- Given information -

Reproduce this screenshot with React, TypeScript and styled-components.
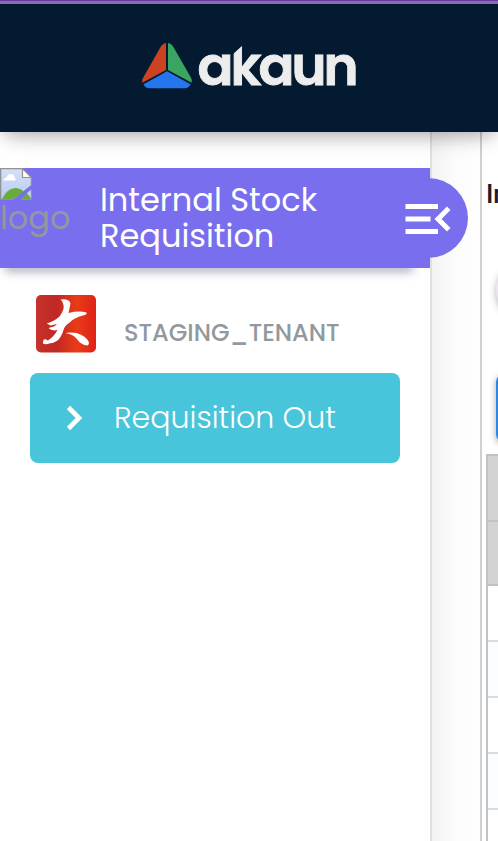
import React from "react";
import styled, { createGlobalStyle } from "styled-components";

const GlobalStyle = createGlobalStyle`
  * { box-sizing: border-box; }
  html, body { margin: 0; overflow: hidden; background: #fff; }
  body { font-family: "Poppins", "Inter", sans-serif; }
  svg { display: block; flex: none; }
`;

const Page = styled.div`
  width: 498px;
  height: 841px;
  display: flex;
  flex-direction: column;
  overflow: hidden;
`;

const Header = styled.header`
  flex: none;
  height: 132px;
  padding: 38px 0 0 142px;
  background: #041a30;
  border-top: 4px solid #8c6bb5;
  box-shadow: 0 12px 24px -8px rgba(0, 0, 0, 0.14), 0 4px 18px -3px rgba(0, 0, 0, 0.28);
  position: relative;
  z-index: 3;
  &::before {
    content: "";
    position: absolute;
    top: -4px;
    left: 0;
    right: 0;
    height: 1px;
    background: #693b9c;
  }
`;

const Body = styled.div`
  flex: 1;
  display: flex;
  min-height: 0;
`;

const Sidebar = styled.aside`
  flex: none;
  width: 432px;
  padding-top: 36px;
  border-right: 2px solid #e0e0e0;
  background: #fff;
  position: relative;
  z-index: 2;
`;

const AppBanner = styled.div`
  position: relative;
  z-index: 4;
  height: 100px;
  display: flex;
  background: #796eee;
`;

const BannerShade = styled.div`
  height: 0;
  margin: 0 20px 0 8px;
  box-shadow: 0 0 10px 3px rgba(40, 55, 90, 0.55);
`;

const BrokenLogo = styled.div`
  width: 100px;
  color: #9298a0;
  font-size: 32px;
  line-height: 36px;
`;

const AppTitle = styled.h1`
  margin: 14px 0 0;
  width: 260px;
  color: #fff;
  font-size: 32px;
  font-weight: 400;
  line-height: 36px;
`;

const CollapseButton = styled.button`
  position: absolute;
  right: -38px;
  top: 10px;
  width: 80px;
  height: 80px;
  padding: 11px 10px;
  border: 0;
  border-radius: 50%;
  background: #796eee;
`;

const Tenant = styled.div`
  display: flex;
  height: 105px;
  padding: 26px 0 0 36px;
  gap: 28px;
`;

const TenantName = styled.span`
  margin-top: 21px;
  color: #91999e;
  font-size: 24px;
  font-weight: 500;
  line-height: 36px;
`;

const MenuItem = styled.a`
  display: flex;
  align-items: center;
  gap: 14px;
  width: 370px;
  height: 90px;
  margin-left: 30px;
  padding-left: 14px;
  border-radius: 8px;
  background: #49c5db;
  color: #fff;
  font-size: 30px;
  font-weight: 300;
  white-space: nowrap;
`;

const Gutter = styled.div`
  flex: none;
  width: 48px;
  background: linear-gradient(to right, #f3f3f3, #fcfcfc 50%, #fff);
`;

const Content = styled.main`
  flex: none;
  width: 240px;
  padding: 44px 0 0 4px;
  border-left: 2px solid #d0d0d0;
  background: #fff;
`;

const ContentTitle = styled.h2`
  margin: 0;
  height: 84px;
  color: #221a2c;
  font: 500 26px/36px Roboto, sans-serif;
`;

const RoundButton = styled.div`
  width: 60px;
  height: 60px;
  margin-left: 10px;
  border-radius: 50%;
  background: #ece6f3;
  box-shadow: 0 2px 7px rgba(0, 0, 0, 0.3);
`;

const ActionButton = styled.div`
  width: 140px;
  height: 68px;
  margin: 54px 0 12px 10px;
  border-radius: 8px;
  background: #2f87df;
  box-shadow: 0 2px 7px rgba(0, 0, 0, 0.35);
`;

const Table = styled.div`
  width: 220px;
  border: solid #bdc3c7;
  border-width: 2px 0 0 2px;
`;

const HeadRow = styled.div<{ $height: number }>`
  height: ${(p) => p.$height}px;
  background: #d3d3d3;
  border-bottom: 2px solid #bdc3c7;
`;

const Row = styled.div<{ $tinted: boolean }>`
  height: 56px;
  background: ${(p) => (p.$tinted ? "#fcfdfe" : "#fff")};
  border-bottom: 2px solid #d9dcde;
`;

function Brand() {
  return (
    <svg width="230" height="50" viewBox="0 0 230 50">
      <path d="M24 1v27L.4 40.700Q-.3 38 1 36L18 6q2.300-4.600 6-5z" fill="#ce4224" />
      <path d="M26 1v27l23.700 12.700q.7-2.500-.7-5L32 6q-2.300-4.600-6-5z" fill="#3aa560" />
      <path d="M25 29.200 48.500 42.200q-1.500 4-6 4h-35q-4.500 0-6-4z" fill="#2575ef" />
      <text
        x="55.500"
        y="42.700"
        textLength="161"
        lengthAdjust="spacing"
        fill="#ededed"
        stroke="#ededed"
        strokeWidth="0.9"
        fontFamily="Poppins, Inter, sans-serif"
        fontSize="53"
        fontWeight="600"
      >
        akaun
      </text>
      <path d="M90 0h11.500v2.500L90 13z" fill="#041a30" />
    </svg>
  );
}

function BrokenImage() {
  return (
    <svg width="32" height="32" viewBox="0 0 32 32">
      <defs>
        <linearGradient id="sky" x1="0" y1="0" x2="0" y2="1">
          <stop offset="0" stopColor="#d3e0f8" />
          <stop offset="1" stopColor="#b9ccf0" />
        </linearGradient>
      </defs>
      <path d="M.7.7H22L31.300 9.500V17L13 31.300H.7z" fill="url(#sky)" />
      <path d="M2 31q5-10.500 13-11 5 0 9 3.500L13 31z" fill="#68ac3c" />
      <path d="M21 31l6-6 4 6z" fill="#68ac3c" />
      <path d="M27 25l4.300-3.500V31z" fill="#c6d8f7" />
      <path d="M3.500 12.500q0-3 3-3 1-3.500 4.300-3.500 3.700 0 3.700 3.500 2 .8 1 3z" fill="#fff" />
      <path d="M22.500 1v8.500H31z" fill="#fff" />
      <path
        d="M13 31.300H.7V.7H22.500L31.300 9.500V17M22.500 .7v8.800h8.800M21 31.300h10.300v-9.500"
        fill="none"
        stroke="#929292"
        strokeWidth="1.200"
      />
    </svg>
  );
}

function TenantMark() {
  return (
    <svg width="60" height="59" viewBox="0 0 60 59">
      <defs>
        <linearGradient id="red" x1="0" x2="1" y1="0" y2="0">
          <stop offset="0" stopColor="#c7322c" />
          <stop offset=".33" stopColor="#bf2824" />
          <stop offset=".68" stopColor="#e93b18" />
          <stop offset="1" stopColor="#df2318" />
        </linearGradient>
      </defs>
      <rect y="1" width="60" height="57.500" rx="5" fill="url(#red)" />
      <path
        d="M24.700 5.500Q33 4.500 34.500 9.500L32.500 19Q43 16.500 50.500 18.500 51.500 20.500 47 21.500 38 23.500 33 29 28.500 32 27.500 36 25.500 43 21.500 46.500 17.500 49.300 14 49.300 9.500 51 7 49.500 6.500 46 9 45L12 46.500Q18 42.500 21.500 36 15.500 37.500 12.500 34L18.500 32.300 21 30 14.500 31.500 10.700 29.500Q18 27.500 23.500 22.500 28.500 16 27.500 11 27 8 24.700 5.500z"
        fill="#fff"
      />
      <path d="M29 39q10-1.500 16.500 2 5.500 3 7.300 7 .5 3-1 3.500-4 0-8-3-3-4-6-6.500-4-2.500-8.800-3z" fill="#fff" />
    </svg>
  );
}

export default function App() {
  return (
    <Page>
      <GlobalStyle />
      <Header>
        <Brand />
      </Header>
      <Body>
        <Sidebar>
          <AppBanner>
            <BrokenLogo>
              <BrokenImage />
              logo
            </BrokenLogo>
            <AppTitle>Internal Stock Requisition</AppTitle>
            <CollapseButton aria-label="Collapse menu">
              <svg width="60" height="60" viewBox="0 0 24 24" fill="#fff">
                <path d="M3 18h13v-2H3v2zm0-5h10v-2H3v2zm0-7v2h13V6H3zm18 9.590L17.420 12 21 8.410 19.590 7l-5 5 5 5L21 15.590z" />
              </svg>
            </CollapseButton>
          </AppBanner>
          <BannerShade />
          <Tenant>
            <TenantMark />
            <TenantName>STAGING_TENANT</TenantName>
          </Tenant>
          <MenuItem>
            <svg width="56" height="60" viewBox="0 0 56 60">
              <path d="M24.500 19.500 35 30 24.500 40.500" fill="none" stroke="#fff" strokeWidth="4.600" />
            </svg>
            Requisition Out
          </MenuItem>
        </Sidebar>
        <Gutter />
        <Content>
          <ContentTitle>Internal</ContentTitle>
          <RoundButton />
          <ActionButton />
          <Table>
            <HeadRow $height={66} />
            <HeadRow $height={64} />
            {[false, true, false, true, false].map((tinted, i) => (
              <Row key={i} $tinted={tinted} />
            ))}
          </Table>
        </Content>
      </Body>
    </Page>
  );
}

- Given problem -
Report all lines of the material that contain the word "React".

- Exercise solution -
Reproduce this screenshot with React, TypeScript and styled-components.
import React from "react";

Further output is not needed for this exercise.